LA VIDA ESTÁ EN LA COLA DEL SÚPER
En la cola de la caja del Lidl está la humanidad al completo. Mientras espero religiosamente y con paciencia laica mi turno para pagar, escucho con discreción (y guardando la distancia reglamentaria) a un septuagenario conversar con su homólogo del barrio periférico.
La vida ha sido generosa conmigo, empieza sentenciando, tengo todo lo que se puede tener a mi edad para disfrutar del tiempo que me queda. Tengo salud. Tengo a los hijos colocados con trabajo fijo. Tengo media docena de nietos que me alegran el espíritu cuando vienen de visita. Tengo a una chica que me limpia la casa dos veces por semana. Y tengo a mi esposa en una urna en el mueble del salón. No puedo pedirle más a la vida. Ni quiero. Me conformo con tener cerca a mi esposa, aunque sólo pueda olerla.
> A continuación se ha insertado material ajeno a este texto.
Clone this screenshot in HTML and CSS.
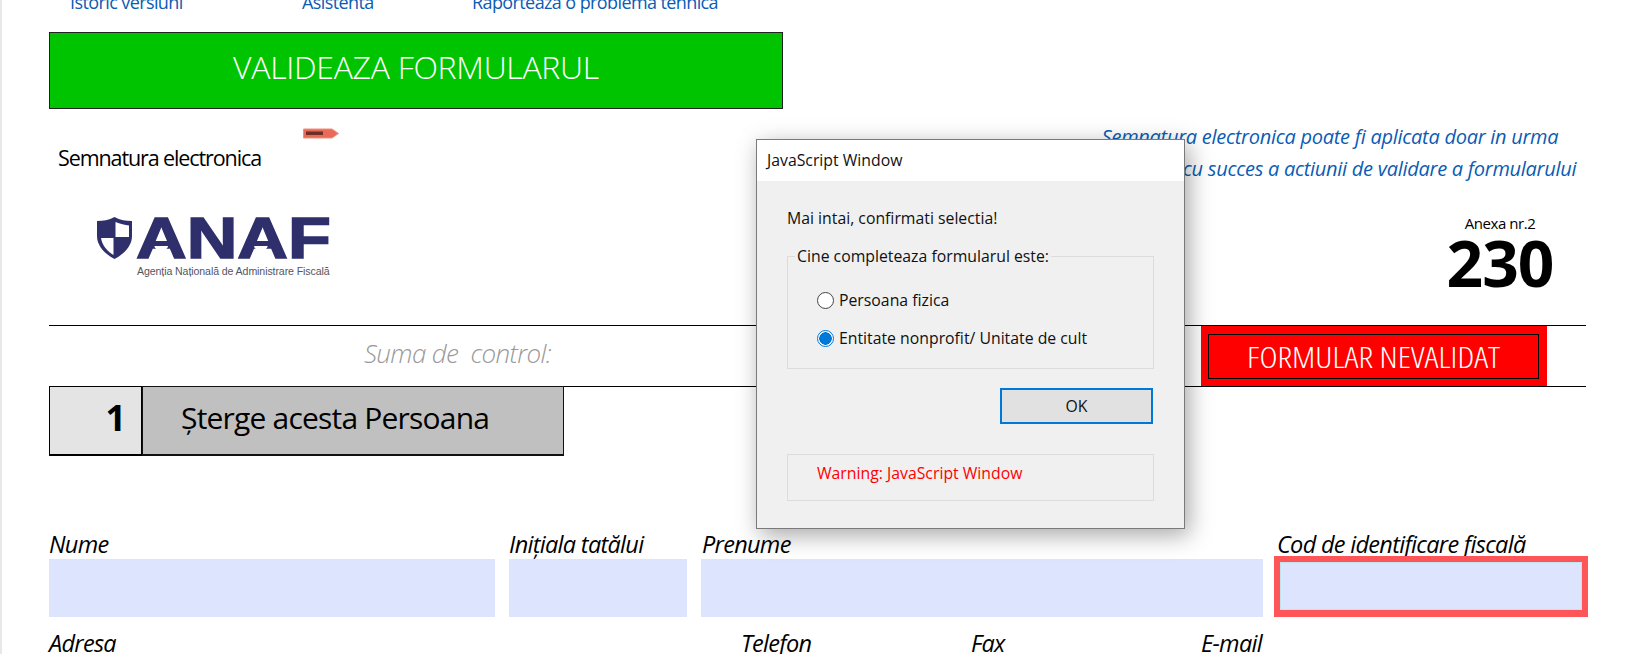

Tras escuchar la perorata, el amigo anciano del barrio periférico se ha echado a un lado y ha salido de la conversación para incorporarse a la cola de la caja contigua (con sólo dos clientes). No sé si lo ha hecho por saltarse la cola, por esquivar la deriva de la conversación o por llegar cuanto antes a casa a aliviar la vejiga.
El caso es que el septuagenario se ha quedado con la palabra en la boca y yo me he quedado con las ganas de saber a qué huelen las cenizas de un amor inmortal.